Industry Experts Say Offshore Hurts Regulated Online Gambling
Posted on: May 22, 2014, 05:30h.
Last updated on: May 21, 2014, 12:28h.
When Nevada, New Jersey and Delaware launched online gambling in their states, many heralded it as the dawn of the American Internet gambling industry. Of course, this wasn’t entirely true: online casinos had been in the United States since the 1990s, and while the US government may have made it illegal for them to operate in the country, some offshore sites have continued to operate in America to this day. Now, some experts are saying their presence is one of the key factors holding back regulated sites across the country.
Competition from offshore sites that are still illegally operating in the country was one of several challenges cited for regulated gambling sites at the East Coast Gaming Congress in Atlantic City this week, where experts said that such sites are still the primary way that Americans wager money online.
“Internet gambling exists in all 50 states today,” said David Rebuck, director of the New Jersey Division of Gaming Enforcement. “It’s just not regulated.”
New Jersey Targets Promotion of Offshore Sites
That statement comes on the heels of a letter sent by the New Jersey Office of the Attorney General last month to five sites that were promoting both regulated New Jersey sites and unregulated alternatives. In the letter, sent to sites such as RaketheRake.com, the owners of such sites were warned that they could face consequences if they didn’t remove links to the overseas-based sites.
“This letter shall serve as official notice that your website, by offering links to sites which may be offering unauthorized online gaming, may be promoting activity that is contrary to New Jersey and federal law,” said the letter, written by New Jersey Assistant Attorney General George N. Rover. “We request that you immediately remove any online gaming links that are not authorized under federal law or the law of any State. The State of New Jersey reserves the right to pursue appropriate civil or criminal sanctions against you in you fail to take the requested actions.”
But despite such efforts, plenty of gamblers in the United States – even in the three states where regulated Internet gaming exists – choose to play at overseas sites.

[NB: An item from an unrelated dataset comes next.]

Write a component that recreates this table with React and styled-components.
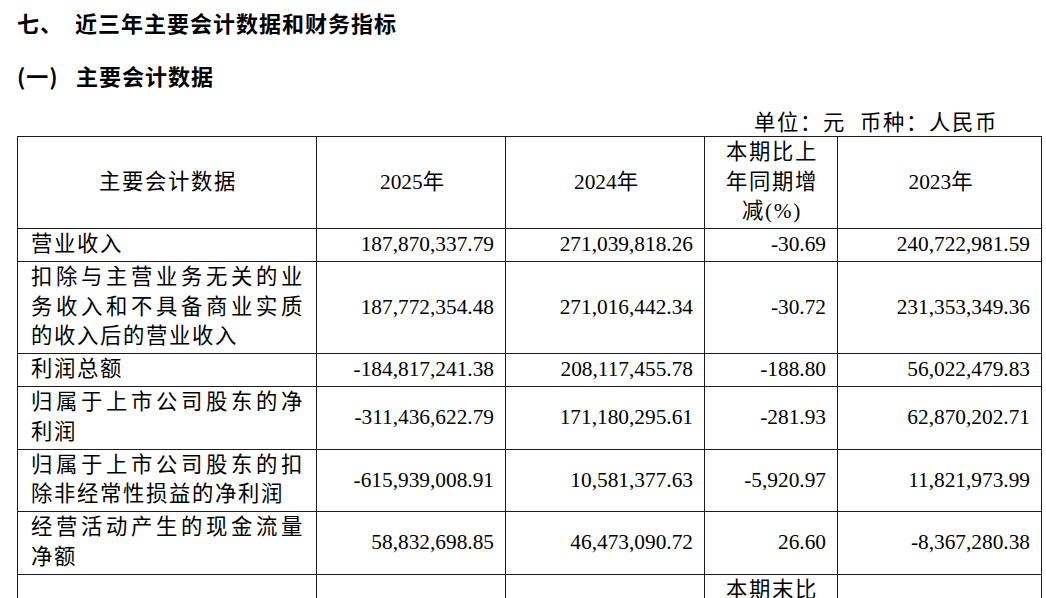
import styled, { createGlobalStyle } from 'styled-components'

const GlobalStyle = createGlobalStyle`
  html, body {
    margin: 0;
    padding: 0;
    background: #fff;
    overflow: hidden;
  }
`

const Page = styled.div`
  width: 1024px;
  padding: 7px 0 0 17px;
  color: #000;
  font-family: 'Liberation Serif', 'Noto Sans CJK SC', serif;
`

const Heading = styled.h2`
  display: flex;
  margin: ${(p) => (p.$sub ? '23px 0 0' : '0')};
  font-family: 'Noto Sans CJK SC', sans-serif;
  font-size: 22px;
  font-weight: 700;
  line-height: 30px;
  letter-spacing: 1px;
`

const HeadingNo = styled.span`
  width: ${(p) => p.$w}px;
  flex: none;
`

const UnitLine = styled.div`
  margin-top: 16px;
  padding-right: 43px;
  text-align: right;
  font-family: 'Noto Sans CJK SC', sans-serif;
  font-size: 21.33px;
  line-height: 30px;
  letter-spacing: 1.67px;
`

const UnitGap = styled.span`
  display: inline-block;
  width: 14px;
`

const Table = styled.table`
  width: 1024px;
  border-collapse: collapse;
  table-layout: fixed;
  font-size: 21.33px;
  line-height: 29.5px;
`

const Col = styled.col`
  width: ${(p) => p.$w}px;
`

const Cell = styled.td`
  border: 1px solid #1c1c1c;
  padding: 1.25px 11px 1.25px 13px;
  vertical-align: middle;
  text-align: ${(p) => p.$align || 'right'};
  letter-spacing: ${(p) => (p.$spaced ? '1.67px' : '0')};
  font-weight: 400;
`

const LabelCell = styled(Cell)`
  text-align: justify;
  text-align-last: left;
  padding-right: 12px;
`

const Year = styled.span`
  letter-spacing: 0;
`

const widths = [299, 189, 199, 133, 204]

const rows = [
  ['营业收入', '187,870,337.79', '271,039,818.26', '-30.69', '240,722,981.59'],
  [
    '扣除与主营业务无关的业务收入和不具备商业实质的收入后的营业收入',
    '187,772,354.48',
    '271,016,442.34',
    '-30.72',
    '231,353,349.36',
  ],
  ['利润总额', '-184,817,241.38', '208,117,455.78', '-188.80', '56,022,479.83'],
  [
    '归属于上市公司股东的净利润',
    '-311,436,622.79',
    '171,180,295.61',
    '-281.93',
    '62,870,202.71',
  ],
  [
    '归属于上市公司股东的扣除非经常性损益的净利润',
    '-615,939,008.91',
    '10,581,377.63',
    '-5,920.97',
    '11,821,973.99',
  ],
  [
    '经营活动产生的现金流量净额',
    '58,832,698.85',
    '46,473,090.72',
    '26.60',
    '-8,367,280.38',
  ],
]

const App = () => {
  return (
    <Page>
      <GlobalStyle />
      <Heading>
        <HeadingNo $w={58}>七、</HeadingNo>
        <span>近三年主要会计数据和财务指标</span>
      </Heading>
      <Heading $sub>
        <HeadingNo $w={59}>(一)</HeadingNo>
        <span>主要会计数据</span>
      </Heading>
      <UnitLine>
        单位：元<UnitGap />币种：人民币
      </UnitLine>
      <Table>
        <colgroup>
          {widths.map((w, i) => (
            <Col key={i} $w={w} />
          ))}
        </colgroup>
        <tbody>
          <tr>
            <Cell as='th' $align='center' $spaced>
              主要会计数据
            </Cell>
            <Cell as='th' $align='center'>
              <Year>2025</Year>年
            </Cell>
            <Cell as='th' $align='center'>
              <Year>2024</Year>年
            </Cell>
            <Cell as='th' $align='center' $spaced>
              本期比上年同期增减(%)
            </Cell>
            <Cell as='th' $align='center'>
              <Year>2023</Year>年
            </Cell>
          </tr>
          {rows.map((r) => (
            <tr key={r[0]}>
              <LabelCell $align='left' $spaced>
                {r[0]}
              </LabelCell>
              {r.slice(1).map((v, i) => (
                <Cell key={i} $align='right'>
                  {v}
                </Cell>
              ))}
            </tr>
          ))}
          <tr>
            <Cell as='th' $align='center' />
            <Cell as='th' $align='center' />
            <Cell as='th' $align='center' />
            <Cell as='th' $align='center' $spaced>
              本期末比
            </Cell>
            <Cell as='th' $align='center' />
          </tr>
        </tbody>
      </Table>
    </Page>
  )
}

export default App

One reason may be that they can often be easier for players to use, particularly when it comes to payment processing.
“People who come online have 20 minutes in the den,” said Eamonn Toland, president of Paddy Power’s North American branch. “They don’t have three hours to work out payments. If you can’t capture them quickly and easily, they’ll just go watch a movie or go do something else.”
Industry Still in Infancy
Other issues addressed included the fact that many – perhaps most – people in New Jersey still don’t know that Internet casinos are legal in the state. According to 888.com CEO Brian Mattingley, a survey conducted by his company found that only 10 percent of state residents were aware that online gambling was legal there.
But despite these challenges, most voices were upbeat about the future of New Jersey’s online gambling marketplace, criticizing those who have been dismissive of the early returns from regulated sites.
“The people who say it’s not doing well enough are like the two parents who look at their five-month-old and say, ‘It doesn’t speak any languages,'” said California Gambling Control Commisssioner Richard Schuetz. “Let’s get our expectations in line.”